Assume you are an analyst and 1,000 rounds of suspect firearm ammunition needs to be pressure tested, and the court will only allow X rounds of that ammunition to be consumed in pressure testing. Which X rounds do you choose? Employing 3D X-ray scanning technology may allow the component integrity of all 1,000 rounds to be nondestructively assessed. Knowing the makeup of all 1,000 rounds could show they are all physically similar and suggest destructively testing a random sample of X units may provide an acceptable pressure characterization. Conversely, a 3D X-ray assessment of all 1,000 rounds could reveal physical anomalies in specific rounds and testing those rounds would insure potentially critical evidence is not missed due to random selection. In short, the judicial use of computed tomography could substantially build confidence in the foundation upon which an analysis is built.

Getting to the facts of a products design and manufacture is where computed tomography in its many forms shines.

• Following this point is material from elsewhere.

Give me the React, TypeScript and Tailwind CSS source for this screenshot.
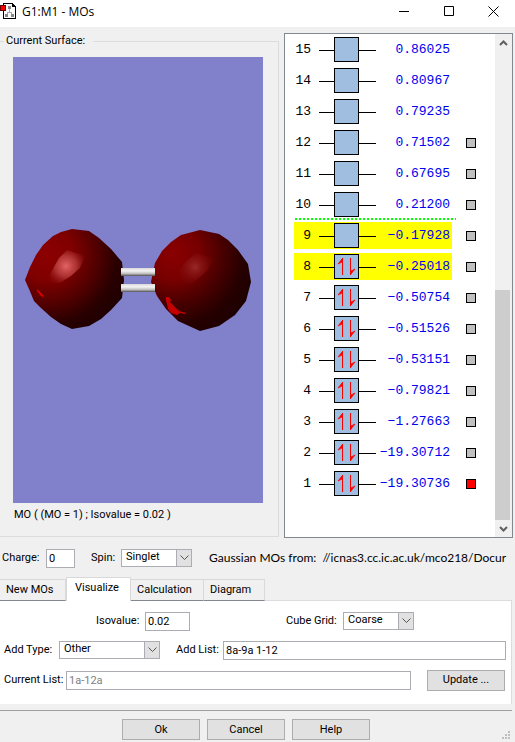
import { useState } from 'react';
import type { ReactNode } from 'react';

type Orbital = { n: number; energy: string; occupied?: boolean; selected?: boolean; box?: 'idle' | 'shown' };

const orbitals: Orbital[] = [
    { n: 15, energy: '0.86025' },
    { n: 14, energy: '0.80967' },
    { n: 13, energy: '0.79235' },
    { n: 12, energy: '0.71502', box: 'idle' },
    { n: 11, energy: '0.67695', box: 'idle' },
    { n: 10, energy: '0.21200', box: 'idle' },
    { n: 9, energy: '−0.17928', selected: true, box: 'idle' },
    { n: 8, energy: '−0.25018', occupied: true, selected: true, box: 'idle' },
    { n: 7, energy: '−0.50754', occupied: true, box: 'idle' },
    { n: 6, energy: '−0.51526', occupied: true, box: 'idle' },
    { n: 5, energy: '−0.53151', occupied: true, box: 'idle' },
    { n: 4, energy: '−0.79821', occupied: true, box: 'idle' },
    { n: 3, energy: '−1.27663', occupied: true, box: 'idle' },
    { n: 2, energy: '−19.30712', occupied: true, box: 'idle' },
    { n: 1, energy: '−19.30736', occupied: true, box: 'shown' },
];

const tabs = ['New MOs', 'Visualize', 'Calculation', 'Diagram'];
const tabWidths = ['w-[66px]', 'w-[65px]', 'w-[73px]', 'w-[61px]'];

function TitleBar() {
    return (
        <header className="flex h-[27px] items-start bg-white">
            <svg className="mt-[3px] h-4 w-4 shrink-0" viewBox="0 0 16 16" shapeRendering="crispEdges">
                <path d="M3.500 .5h9l3 3v12h-12z" fill="#fff" stroke="#000" />
                <path d="M12 0v4h4z" fill="#000" />
                <path d="M9 5h1v4h2v3h-1v-2H8v2H7V9h2z" fill="#aaa" />
                <rect x="8" y="3" width="3" height="3" fill="#888" />
                <rect x="5" y="11" width="3" height="3" fill="#888" />
                <rect x="11" y="11" width="3" height="3" fill="#888" />
                <rect x=".5" y="2.500" width="5" height="5" fill="#f00" stroke="#600" />
            </svg>
            <h1 className="ml-[6px] mt-1 flex-1 font-['Open_Sans','Noto_Sans',sans-serif] text-[12px] leading-4">G1:M1 - MOs</h1>
            <div className="flex">
                <button aria-label="Minimize" className="flex h-[22px] w-11 items-center justify-center">
                    <svg width="11" height="11" viewBox="0 0 11 11" stroke="#000"><path d="M0 5.500h10" /></svg>
                </button>
                <button aria-label="Maximize" className="flex h-[22px] w-[46px] items-center justify-center">
                    <svg width="11" height="11" viewBox="0 0 11 11" fill="none" stroke="#000"><path d="M.5 .5h9v9h-9z" /></svg>
                </button>
                <button aria-label="Close" className="flex h-[22px] w-[43px] items-center justify-center">
                    <svg width="11" height="11" viewBox="0 0 11 11" stroke="#000"><path d="M.5 .5l10 10M10.500 .5l-10 10" /></svg>
                </button>
            </div>
        </header>
    );
}

function Molecule() {
    return (
        <svg viewBox="0 0 250 120" className="w-full" role="img" aria-label="Molecular orbital surface">
            <defs>
                <radialGradient id="lobeLeft" gradientUnits="userSpaceOnUse" cx="34" cy="34" r="86">
                    <stop offset="0" stopColor="#8c0000" />
                    <stop offset=".3" stopColor="#800000" />
                    <stop offset=".58" stopColor="#520000" />
                    <stop offset=".82" stopColor="#280000" />
                    <stop offset="1" stopColor="#200000" />
                </radialGradient>
                <radialGradient id="lobeRight" gradientUnits="userSpaceOnUse" cx="160" cy="34" r="86">
                    <stop offset="0" stopColor="#8a0000" />
                    <stop offset=".3" stopColor="#780000" />
                    <stop offset=".58" stopColor="#480000" />
                    <stop offset=".82" stopColor="#260000" />
                    <stop offset="1" stopColor="#1e0000" />
                </radialGradient>
                <radialGradient id="shineLeft" gradientUnits="userSpaceOnUse" cx="53" cy="46" r="24">
                    <stop offset="0" stopColor="#e46464" />
                    <stop offset=".45" stopColor="#b83c3c" stopOpacity=".8" />
                    <stop offset="1" stopColor="#800000" stopOpacity="0" />
                </radialGradient>
                <radialGradient id="shineRight" gradientUnits="userSpaceOnUse" cx="182" cy="47" r="22">
                    <stop offset="0" stopColor="#982828" />
                    <stop offset="1" stopColor="#780000" stopOpacity="0" />
                </radialGradient>
                <linearGradient id="bond" x1="0" y1="0" x2="0" y2="1">
                    <stop offset="0" stopColor="#d8d8d8" />
                    <stop offset=".35" stopColor="#f4f4f4" />
                    <stop offset=".7" stopColor="#c0c0c0" />
                    <stop offset="1" stopColor="#505050" />
                </linearGradient>
            </defs>
            <path fill="url(#lobeLeft)" d="M59 9L76 11 86 18 98 29 109 42 111 60 109 78 98 90 88 99 76 106 59 109 48 104 38 97 28 88 21 81 16 69 12 60 17 47 23 35 30 25 40 16 48 12z" />
            <path fill="url(#lobeRight)" d="M187 10L206 14 215 20 225 30 235 44 238 62 233 81 222 95 206 106 187 111 176 106 165 101 153 89 144 76 138 62 140 52 142 43 149 31 158 22 168 15z" />
            <path fill="url(#shineLeft)" d="M36 63L37 54 46 38 54 30 63 33 72 36 67 48 58 56 47 63z" />
            <path fill="url(#shineRight)" d="M164 54L172 42 183 33 201 38 195 50 179 64 168 63z" />
            <path fill="#e00000" d="M24 69l6 6v2l-2-1-4-5z" />
            <path fill="#c40000" d="M153 77h3l2 3-1 2 5 5 4 4 7 2-1 1-5-1-3 2-6-2-3-4-1-5-1-3z" />
            <rect x="108" y="48" width="34" height="8" fill="url(#bond)" />
            <rect x="108" y="64" width="34" height="8" fill="url(#bond)" />
        </svg>
    );
}

function OrbitalRow({ n, energy, occupied, selected, box }: Orbital) {
    return (
        <li className="flex h-[31px] items-center">
            <div className={`ml-[9px] flex h-[27px] w-[158px] items-center ${selected ? 'bg-[#ffff00]' : ''}`}>
                <span className="w-[17px] text-right">{n}</span>
                <svg className="ml-2 shrink-0" width="57" height="25" viewBox="0 0 57 25">
                    <path d="M0 13.500h57" stroke="#000" />
                    <rect x="15.500" y=".5" width="24" height="24" fill="#a0bee0" stroke="#000" />
                    {occupied && (
                        <g stroke="#f00" fill="#f00">
                            <path d="M23.500 4v17M31.500 4v17" />
                            <path d="M23 5v3l-4 2zM32 20v-3l4-2z" strokeWidth=".7" />
                        </g>
                    )}
                </svg>
                <span className="flex-1 pr-[2px] text-right text-[#0000ee]">{energy}</span>
            </div>
            {box && (
                <input
                    type="checkbox"
                    aria-label={`Surface ${n}`}
                    defaultChecked={box === 'shown'}
                    className="ml-[14px] h-[10px] w-[10px] appearance-none border border-black bg-[#c0c0c0] checked:bg-[#ff0000]"
                />
            )}
        </li>
    );
}

function Select({ id, width, children }: { id: string; width: string; children: ReactNode }) {
    return (
        <div className={`relative h-[18px] ${width}`}>
            <select id={id} className="block h-full w-full appearance-none border border-[#abadb3] bg-white pb-[2px] pl-1 leading-[14px]">
                {children}
            </select>
            <span className="pointer-events-none absolute inset-y-0 right-0 flex w-4 items-center justify-center border border-[#abadb3] bg-[#e1e1e1]">
                <svg width="9" height="6" viewBox="0 0 9 6" fill="none" stroke="#555"><path d="M.5 .5l4 4 4-4" /></svg>
            </span>
        </div>
    );
}

const inputClass = 'h-[19px] min-w-0 border border-[#abadb3] bg-white px-[2px]';
const buttonClass = 'h-[21px] w-[78px] border border-[#adadad] bg-[#e1e1e1]';

export default function App() {
    const [activeTab, setActiveTab] = useState('Visualize');

    return (
        <div className="w-full bg-[#f0f0f0] font-['Roboto','Liberation_Sans',sans-serif] text-[11px] leading-4 text-black">
            <TitleBar />
            <main>
                <div className="flex pr-[2px] pt-[6px]">
                    <fieldset className="mb-px mr-[5px] min-w-0 flex-1 border border-l-0 border-[#dcdcdc] pl-[13px] pr-[15px]">
                        <legend className="-ml-[9px] pl-[2px] pr-2">Current Surface:</legend>
                        <div className="mt-2 flex h-[446px] items-center bg-[#8080cb]">
                            <Molecule />
                        </div>
                        <p className="mt-1 pl-px">MO ( (MO = 1) ; Isovalue = 0.02 )</p>
                    </fieldset>
                    <div className="flex w-[229px] shrink-0 border border-[#828790] bg-white">
                        <div className="relative flex-1 pb-[38px]">
                            <ul className="font-['Liberation_Mono',monospace] text-[13px]">
                                {orbitals.map((o) => <OrbitalRow key={o.n} {...o} />)}
                            </ul>
                            {/* HOMO / LUMO gap */}
                            <svg className="absolute left-[10px] top-[184px]" width="161" height="2"><path d="M0 1h161" stroke="#0f0" strokeWidth="2" strokeDasharray="2 2" /></svg>
                        </div>
                        <div className="flex w-[17px] flex-col bg-[#f0f0f0]">
                            <button aria-label="Scroll up" className="flex h-[17px] items-center justify-center">
                                <svg width="9" height="6" viewBox="0 0 9 6" fill="none" stroke="#606060" strokeWidth="2"><path d="M1 5l3.500-3.500L8 5" /></svg>
                            </button>
                            <div className="flex flex-1 flex-col justify-end"><div className="h-[49%] w-[15px] bg-[#cdcdcd]" /></div>
                            <button aria-label="Scroll down" className="flex h-[17px] items-center justify-center">
                                <svg width="9" height="6" viewBox="0 0 9 6" fill="none" stroke="#606060" strokeWidth="2"><path d="M1 1l3.500 3.500L8 1" /></svg>
                            </button>
                        </div>
                    </div>
                </div>

                <div className="mt-[10px] flex h-5 items-center whitespace-nowrap pl-[2px]">
                    <label htmlFor="charge" className="w-11">Charge:</label>
                    <input id="charge" defaultValue="0" className={`${inputClass} w-[29px]`} />
                    <label htmlFor="spin" className="ml-4 w-[30px]">Spin:</label>
                    <Select id="spin" width="w-[71px]"><option>Singlet</option></Select>
                    <p className="ml-[17px] flex-1 whitespace-pre font-['Lato','Open_Sans',sans-serif] text-[12px]">Gaussian MOs from:  //icnas3.cc.ic.ac.uk/mco218/Docur</p>
                </div>

                <div className="mr-[3px] mt-[9px]">
                    <div className="flex items-end" role="tablist">
                        {tabs.map((tab, i) => (
                            <button
                                key={tab}
                                role="tab"
                                aria-selected={activeTab === tab}
                                onClick={() => setActiveTab(tab)}
                                className={`border-r border-t border-[#d9d9d9] text-left ${tabWidths[i]} ${
                                activeTab === tab ? 'h-6 border-l bg-white pb-1 pl-2' : 'h-[22px] border-b border-b-[#828790] pl-[6px]'
                                }`}
                            >
                                {tab}
                            </button>
                        ))}
                        <div className="flex-1 border-b border-[#dcdcdc]" />
                    </div>
                    <div className="border-r border-[#dcdcdc] bg-white pb-[13px] pl-1 pr-[5px] pt-[10px]">
                        <div className="flex h-5 items-center">
                            <label htmlFor="isovalue" className="ml-[92px] w-[49px]">Isovalue:</label>
                            <input id="isovalue" defaultValue="0.02" className={`${inputClass} w-[45px]`} />
                            <label htmlFor="grid" className="ml-auto w-[57px]">Cube Grid:</label>
                            <Select id="grid" width="w-[71px] mr-[92px]"><option>Coarse</option></Select>
                        </div>
                        <div className="mt-[9px] flex h-5 items-center">
                            <label htmlFor="type" className="w-[55px]">Add Type:</label>
                            <Select id="type" width="w-[101px]"><option>Other</option></Select>
                            <label htmlFor="list" className="ml-4 w-[47px]">Add List:</label>
                            <input id="list" defaultValue="8a-9a 1-12" className={`${inputClass} flex-1`} />
                        </div>
                        <div className="mt-[9px] flex h-[22px] items-center">
                            <label htmlFor="current" className="w-[62px]">Current List:</label>
                            <input id="current" readOnly value="1a-12a" className={`${inputClass} flex-1 text-[#808080]`} />
                            <button className={`${buttonClass} ml-4 mr-px`}>Update ...</button>
                        </div>
                    </div>
                </div>
            </main>
            <footer className="mr-[3px] mt-[6px] flex border-t border-[#a0a0a0] pb-[2px] pt-2">
                <div className="flex flex-1 justify-center gap-[7px] pr-[22px]">
                    <button className={buttonClass}>Ok</button>
                    <button className={buttonClass}>Cancel</button>
                    <button className={buttonClass}>Help</button>
                </div>
                <svg className="-ml-3 mt-3" width="10" height="10" viewBox="0 0 10 10" fill="#bfbfbf">
                    <path d="M6 0h2v2H6zM3 3h2v2H3zM6 3h2v2H6zM0 6h2v2H0zM3 6h2v2H3zM6 6h2v2H6z" />
                </svg>
            </footer>
        </div>
    );
}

Whether it is in the fields of product development, testing, quality control, reverse engineering, model building or litigation, digital radiography is opening the doors traditionally closed to engineers. At the forefront of this industrial X-ray revolution is North Star Imaging, Inc. (4nsi.com). NSI manufactures the DR and CT systems, writes the software, trains the operators and provides consulting services. NSI’s synergy of products and services enables companies to see their finished goods in ways their designers may never have imagined.https://www.youtube.com/embed/QpRY1ErSxs0

As engineers, analysts and consultants, gathering accurate data and interpreting it are only two of the challenges we face. Communicating the data and its meaning in a manner easily understood is equally as challenging. Newspaper editor Arthur Brisbane was quoted in a 1911 article as saying, “Use a picture. It’s worth a thousand words”. For me, the use of computed tomography has simplified the initial course of action for many challenges to a simple statement of four words, “Let’s take a look.”